RL Weekly 10: Learning from Playing, Understanding Multi-agent Intelligence, and Navigating in Google Street View
Learning Latent Plans from Play
What it is
“Playing” is crucial to human learning: without a specific goal, babies try different behaviors and strategies and learns about the environment. Motivated by such behavior, researchers at Google Brain and Google X proposed learning from play (LfP) data for multi-task robotic skill learning, collecting the play data by having a human user to teleoperate the robot in a playground environment.
With this unbounded sequence of states and actions called “play data,” the authors introduce Play-LMP (Play-supervised Latent Motor Plans), a hierarchical latent variable model. Play-LMP can learn a “latent plan representation space,” where local regions of the space contain different solutions of the same task, allowing for multitask learning. Without being trained on task-specific data, Quantitatively, Play-LMP generalizes to 18 manipulation tasks with an average success rate of 85.5%, showing better performance than task-specific behavior cloning (BC), Qualitatively, Play-LMP is robust to perturbations and exhibit failure recovery behavior.
Why it matters
Play data can be collected with intrinsic motivated agents, but developing such agent is by itself a difficult problem. By using human teleoperated data as play data, the authors were able to remove the “how to play” part of the question and focus on the “what can be learned from play.” Furthermore, such play data is cheap (minimal setup required), general (not specific to particular task), and rich (covers diverse behaviors). A successful use of play data as a replacement to expensive expert demonstration could enable agents to perform much more challenging tasks.

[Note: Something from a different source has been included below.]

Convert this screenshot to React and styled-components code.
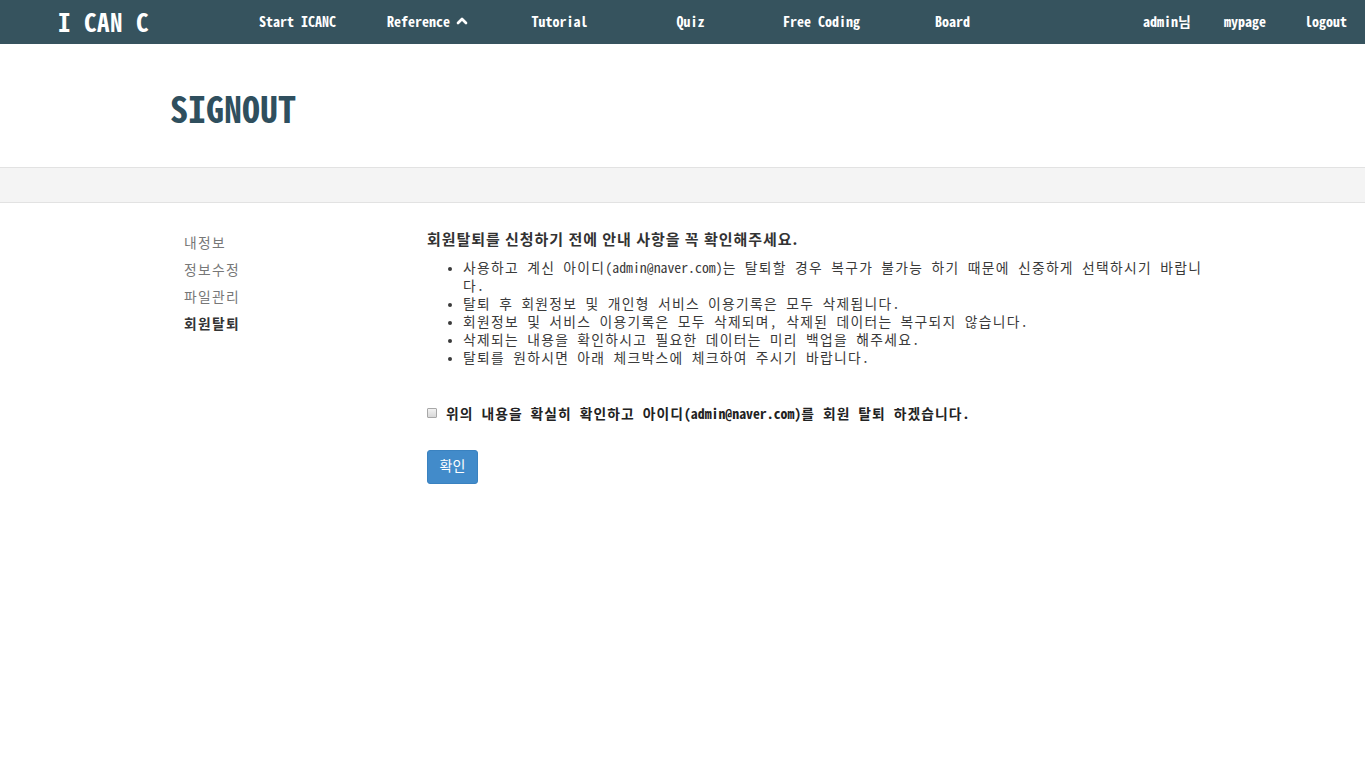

- Learning Latent Plans from Play (Interactive Paper)
- Learning Latent Plans from Play (ArXiv Preprint)
A Manifesto for Multi-Agent Intelligence Research
What it is
Researchers at DeepMind analyzed the “autocurricula” that emerge in multi-agent settings. The authors argue that in single-agent settings, the agent’s intelligence can only be improved by providing more diverse and complex environments. Such environments is laborsome, and thus it is dubbed the Problem Problem. Instead, in multi-agent settings, a curriculum is generated automatically as the agents are challenged to explore different policies. The authors categorize challenges into two categories: exogenous (external factors) and endogenous (internal factors). Exogenous challenges originate from different agents shifting strategies, changing the game landscape. Endogenous challenges originate from internal changes, which appear because the agent is made up of subunits that compete against each other.
Why it matters
DeepMind has recently released multiple multi-agent RL environments and algorithms, so the paper could be a good introduction to understand the reasoning behind their focus on multi-agent RL.
- AlphaStar: Mastering the Real-Time Strategy Game StarCraft II (DeepMind Blog Post)
- Capture the Flag: the emergence of complex cooperative agents (DeepMind Blog)
- The Hanabi Challenge: A New Frontier for AI Research (ArXiv Preprint)
- Emergent Coordination Through Competition (ArXiv Preprint)
The StreetLearn Environment and Dataset
What it is
StreetLearn is a navigation environment developed using Google Street View. The environment provides a standard 84x84 visual observation and five discrete actions: slow rotate left/right, rotate left/right, or move forward. Additionally, StreetLearn provides a “goal descriptor” as an observation, which is a represented with a latitude-longitude coordinates. The agent starts from a randomly sampled position from the map of the NYC and Pittsburgh area and is rewarded when it reaches the goal descriptor successfully, with episode ending after 1000 steps.
Why it matters
Google Street View has high-resolution image data collected worldwide and is a valuable resource for navigation. Long-range navigation is a challenging task that requires good representation of space and good visual processing. Furthermore, as Jack Clark noted, navigation is a basis of many tasks, so a robust navigation algorithm allows agents to perform more complex tasks.
- The StreetLearn Environment and Dataset (ArXiv Preprint)
- Learning to Navigate in Cities without a Map (Google Sites)
- StreetLearn (GitHub Repo)
Some more exciting news in RL:
- TensorFlow showcased early version of TF-Agents, a library for Reinforcement Learning in TensorFlow.
- Researchers at Facebook, LORIA, and UCL developed a new text-based adventure game framework called Learning in Interactive Games with Humans and Text (LIGHT).
- Researchers at Mila, FAIR, Polytechnique Montreal, CIFAR, and Georgia Institute of Technology show that an auxilary loss predicting long-term future helps in faster imitation learning, better model planning, and better performance.